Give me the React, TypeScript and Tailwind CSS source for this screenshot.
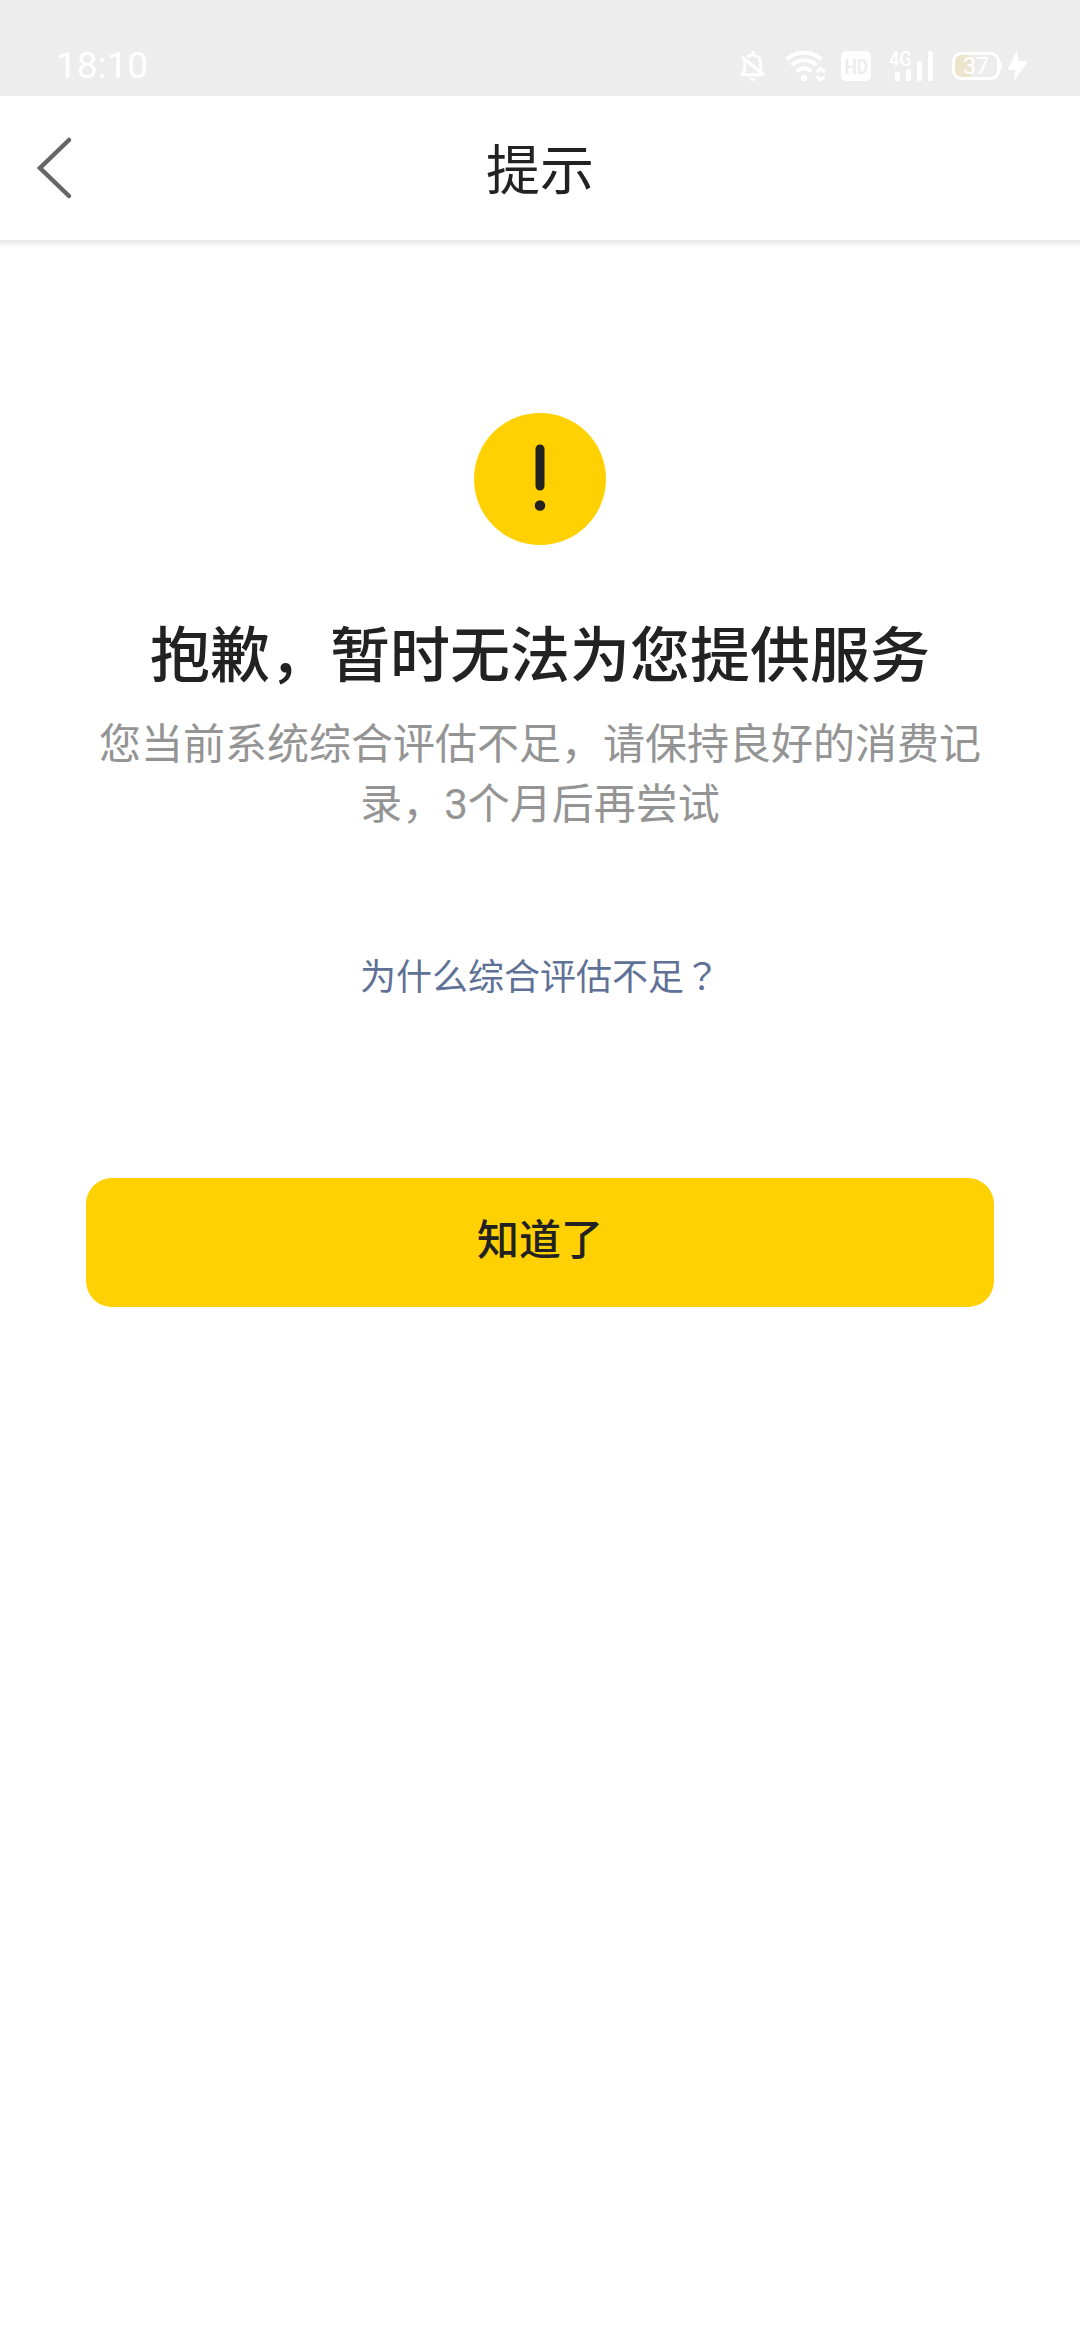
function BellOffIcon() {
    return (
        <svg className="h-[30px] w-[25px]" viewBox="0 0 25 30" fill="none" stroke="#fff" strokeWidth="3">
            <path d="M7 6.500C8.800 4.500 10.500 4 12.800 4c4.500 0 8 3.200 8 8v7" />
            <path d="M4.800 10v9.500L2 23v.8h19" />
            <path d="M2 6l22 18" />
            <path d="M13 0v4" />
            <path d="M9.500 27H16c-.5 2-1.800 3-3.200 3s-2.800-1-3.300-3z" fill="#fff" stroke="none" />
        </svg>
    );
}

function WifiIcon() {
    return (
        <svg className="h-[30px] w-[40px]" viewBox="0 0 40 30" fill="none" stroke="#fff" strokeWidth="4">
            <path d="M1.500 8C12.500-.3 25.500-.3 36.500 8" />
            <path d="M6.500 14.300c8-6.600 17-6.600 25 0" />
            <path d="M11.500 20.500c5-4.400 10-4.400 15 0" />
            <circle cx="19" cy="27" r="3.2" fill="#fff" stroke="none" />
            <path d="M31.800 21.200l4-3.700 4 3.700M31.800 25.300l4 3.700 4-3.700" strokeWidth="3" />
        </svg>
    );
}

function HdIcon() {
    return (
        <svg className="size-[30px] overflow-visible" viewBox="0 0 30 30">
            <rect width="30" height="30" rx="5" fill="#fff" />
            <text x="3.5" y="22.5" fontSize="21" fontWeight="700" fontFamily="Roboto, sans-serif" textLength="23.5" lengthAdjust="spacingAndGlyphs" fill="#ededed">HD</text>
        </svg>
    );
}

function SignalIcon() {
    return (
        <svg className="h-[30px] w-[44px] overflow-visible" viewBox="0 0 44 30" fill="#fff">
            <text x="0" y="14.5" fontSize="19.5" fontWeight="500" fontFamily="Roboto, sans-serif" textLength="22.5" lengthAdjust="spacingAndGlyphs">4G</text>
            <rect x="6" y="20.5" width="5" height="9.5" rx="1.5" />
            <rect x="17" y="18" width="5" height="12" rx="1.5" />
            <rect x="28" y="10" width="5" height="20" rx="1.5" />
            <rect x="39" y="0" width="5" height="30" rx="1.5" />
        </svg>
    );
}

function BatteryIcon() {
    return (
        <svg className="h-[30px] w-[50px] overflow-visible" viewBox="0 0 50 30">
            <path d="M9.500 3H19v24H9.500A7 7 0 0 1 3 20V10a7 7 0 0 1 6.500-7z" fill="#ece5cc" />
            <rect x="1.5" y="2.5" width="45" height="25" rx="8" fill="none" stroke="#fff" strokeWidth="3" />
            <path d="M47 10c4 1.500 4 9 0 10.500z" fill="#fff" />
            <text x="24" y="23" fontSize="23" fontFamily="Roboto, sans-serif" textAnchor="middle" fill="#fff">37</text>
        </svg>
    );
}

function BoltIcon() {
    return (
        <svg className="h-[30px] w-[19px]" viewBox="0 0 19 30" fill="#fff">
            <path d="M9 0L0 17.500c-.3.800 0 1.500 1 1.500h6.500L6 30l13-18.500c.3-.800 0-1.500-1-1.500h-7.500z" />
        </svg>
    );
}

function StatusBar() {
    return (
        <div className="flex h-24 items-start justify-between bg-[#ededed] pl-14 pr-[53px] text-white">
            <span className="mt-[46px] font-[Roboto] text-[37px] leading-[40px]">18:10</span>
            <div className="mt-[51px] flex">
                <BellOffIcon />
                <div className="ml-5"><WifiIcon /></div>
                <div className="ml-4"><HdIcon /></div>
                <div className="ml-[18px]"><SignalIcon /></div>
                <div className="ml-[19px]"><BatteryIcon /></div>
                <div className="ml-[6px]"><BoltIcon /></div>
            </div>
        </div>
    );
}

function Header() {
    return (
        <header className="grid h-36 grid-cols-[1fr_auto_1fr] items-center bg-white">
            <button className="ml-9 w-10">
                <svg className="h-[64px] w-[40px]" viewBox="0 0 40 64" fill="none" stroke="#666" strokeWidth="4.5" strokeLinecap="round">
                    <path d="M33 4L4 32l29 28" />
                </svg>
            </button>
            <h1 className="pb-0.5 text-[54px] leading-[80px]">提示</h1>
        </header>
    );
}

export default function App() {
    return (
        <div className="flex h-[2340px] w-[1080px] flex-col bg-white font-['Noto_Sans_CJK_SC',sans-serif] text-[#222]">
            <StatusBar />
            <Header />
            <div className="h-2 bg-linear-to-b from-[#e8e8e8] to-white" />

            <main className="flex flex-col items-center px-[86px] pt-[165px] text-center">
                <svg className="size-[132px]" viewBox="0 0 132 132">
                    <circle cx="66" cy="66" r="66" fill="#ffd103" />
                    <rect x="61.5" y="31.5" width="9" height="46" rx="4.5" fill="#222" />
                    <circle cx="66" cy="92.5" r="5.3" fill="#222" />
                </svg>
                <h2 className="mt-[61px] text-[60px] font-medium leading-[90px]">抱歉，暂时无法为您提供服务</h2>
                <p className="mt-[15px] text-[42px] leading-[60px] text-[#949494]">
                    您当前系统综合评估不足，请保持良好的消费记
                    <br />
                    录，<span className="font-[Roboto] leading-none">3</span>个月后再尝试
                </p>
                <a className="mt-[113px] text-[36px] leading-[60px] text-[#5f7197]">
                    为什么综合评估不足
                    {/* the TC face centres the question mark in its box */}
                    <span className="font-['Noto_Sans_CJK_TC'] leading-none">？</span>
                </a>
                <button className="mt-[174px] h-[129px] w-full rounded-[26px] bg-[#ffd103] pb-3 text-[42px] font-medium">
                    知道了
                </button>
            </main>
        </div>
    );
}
·····
→ **Task statement**
Write out the full set of lines verbatim, without the pictures.

→ **In response**
Give me the React, TypeScript and Tailwind CSS source for this screenshot.
function BellOffIcon() {
    return (
        <svg className="h-[30px] w-[25px]" viewBox="0 0 25 30" fill="none" stroke="#fff" strokeWidth="3">
            <path d="M7 6.500C8.800 4.500 10.500 4 12.800 4c4.500 0 8 3.200 8 8v7" />
            <path d="M4.800 10v9.500L2 23v.8h19" />
            <path d="M2 6l22 18" />
            <path d="M13 0v4" />
            <path d="M9.500 27H16c-.5 2-1.800 3-3.200 3s-2.800-1-3.300-3z" fill="#fff" stroke="none" />
        </svg>
    );
}

function WifiIcon() {
    return (
        <svg className="h-[30px] w-[40px]" viewBox="0 0 40 30" fill="none" stroke="#fff" strokeWidth="4">
            <path d="M1.500 8C12.500-.3 25.500-.3 36.500 8" />
            <path d="M6.500 14.300c8-6.600 17-6.600 25 0" />
            <path d="M11.500 20.500c5-4.400 10-4.400 15 0" />
            <circle cx="19" cy="27" r="3.2" fill="#fff" stroke="none" />
            <path d="M31.800 21.200l4-3.700 4 3.700M31.800 25.300l4 3.700 4-3.700" strokeWidth="3" />
        </svg>
    );
}

function HdIcon() {
    return (
        <svg className="size-[30px] overflow-visible" viewBox="0 0 30 30">
            <rect width="30" height="30" rx="5" fill="#fff" />
            <text x="3.5" y="22.5" fontSize="21" fontWeight="700" fontFamily="Roboto, sans-serif" textLength="23.5" lengthAdjust="spacingAndGlyphs" fill="#ededed">HD</text>
        </svg>
    );
}

function SignalIcon() {
    return (
        <svg className="h-[30px] w-[44px] overflow-visible" viewBox="0 0 44 30" fill="#fff">
            <text x="0" y="14.5" fontSize="19.5" fontWeight="500" fontFamily="Roboto, sans-serif" textLength="22.5" lengthAdjust="spacingAndGlyphs">4G</text>
            <rect x="6" y="20.5" width="5" height="9.5" rx="1.5" />
            <rect x="17" y="18" width="5" height="12" rx="1.5" />
            <rect x="28" y="10" width="5" height="20" rx="1.5" />
            <rect x="39" y="0" width="5" height="30" rx="1.5" />
        </svg>
    );
}

function BatteryIcon() {
    return (
        <svg className="h-[30px] w-[50px] overflow-visible" viewBox="0 0 50 30">
            <path d="M9.500 3H19v24H9.500A7 7 0 0 1 3 20V10a7 7 0 0 1 6.500-7z" fill="#ece5cc" />
            <rect x="1.5" y="2.5" width="45" height="25" rx="8" fill="none" stroke="#fff" strokeWidth="3" />
            <path d="M47 10c4 1.500 4 9 0 10.500z" fill="#fff" />
            <text x="24" y="23" fontSize="23" fontFamily="Roboto, sans-serif" textAnchor="middle" fill="#fff">37</text>
        </svg>
    );
}

function BoltIcon() {
    return (
        <svg className="h-[30px] w-[19px]" viewBox="0 0 19 30" fill="#fff">
            <path d="M9 0L0 17.500c-.3.800 0 1.500 1 1.500h6.500L6 30l13-18.500c.3-.800 0-1.500-1-1.500h-7.500z" />
        </svg>
    );
}

function StatusBar() {
    return (
        <div className="flex h-24 items-start justify-between bg-[#ededed] pl-14 pr-[53px] text-white">
            <span className="mt-[46px] font-[Roboto] text-[37px] leading-[40px]">18:10</span>
            <div className="mt-[51px] flex">
                <BellOffIcon />
                <div className="ml-5"><WifiIcon /></div>
                <div className="ml-4"><HdIcon /></div>
                <div className="ml-[18px]"><SignalIcon /></div>
                <div className="ml-[19px]"><BatteryIcon /></div>
                <div className="ml-[6px]"><BoltIcon /></div>
            </div>
        </div>
    );
}

function Header() {
    return (
        <header className="grid h-36 grid-cols-[1fr_auto_1fr] items-center bg-white">
            <button className="ml-9 w-10">
                <svg className="h-[64px] w-[40px]" viewBox="0 0 40 64" fill="none" stroke="#666" strokeWidth="4.5" strokeLinecap="round">
                    <path d="M33 4L4 32l29 28" />
                </svg>
            </button>
            <h1 className="pb-0.5 text-[54px] leading-[80px]">提示</h1>
        </header>
    );
}

export default function App() {
    return (
        <div className="flex h-[2340px] w-[1080px] flex-col bg-white font-['Noto_Sans_CJK_SC',sans-serif] text-[#222]">
            <StatusBar />
            <Header />
            <div className="h-2 bg-linear-to-b from-[#e8e8e8] to-white" />

            <main className="flex flex-col items-center px-[86px] pt-[165px] text-center">
                <svg className="size-[132px]" viewBox="0 0 132 132">
                    <circle cx="66" cy="66" r="66" fill="#ffd103" />
                    <rect x="61.5" y="31.5" width="9" height="46" rx="4.5" fill="#222" />
                    <circle cx="66" cy="92.5" r="5.3" fill="#222" />
                </svg>
                <h2 className="mt-[61px] text-[60px] font-medium leading-[90px]">抱歉，暂时无法为您提供服务</h2>
                <p className="mt-[15px] text-[42px] leading-[60px] text-[#949494]">
                    您当前系统综合评估不足，请保持良好的消费记
                    <br />
                    录，<span className="font-[Roboto] leading-none">3</span>个月后再尝试
                </p>
                <a className="mt-[113px] text-[36px] leading-[60px] text-[#5f7197]">
                    为什么综合评估不足
                    {/* the TC face centres the question mark in its box */}
                    <span className="font-['Noto_Sans_CJK_TC'] leading-none">？</span>
                </a>
                <button className="mt-[174px] h-[129px] w-full rounded-[26px] bg-[#ffd103] pb-3 text-[42px] font-medium">
                    知道了
                </button>
            </main>
        </div>
    );
}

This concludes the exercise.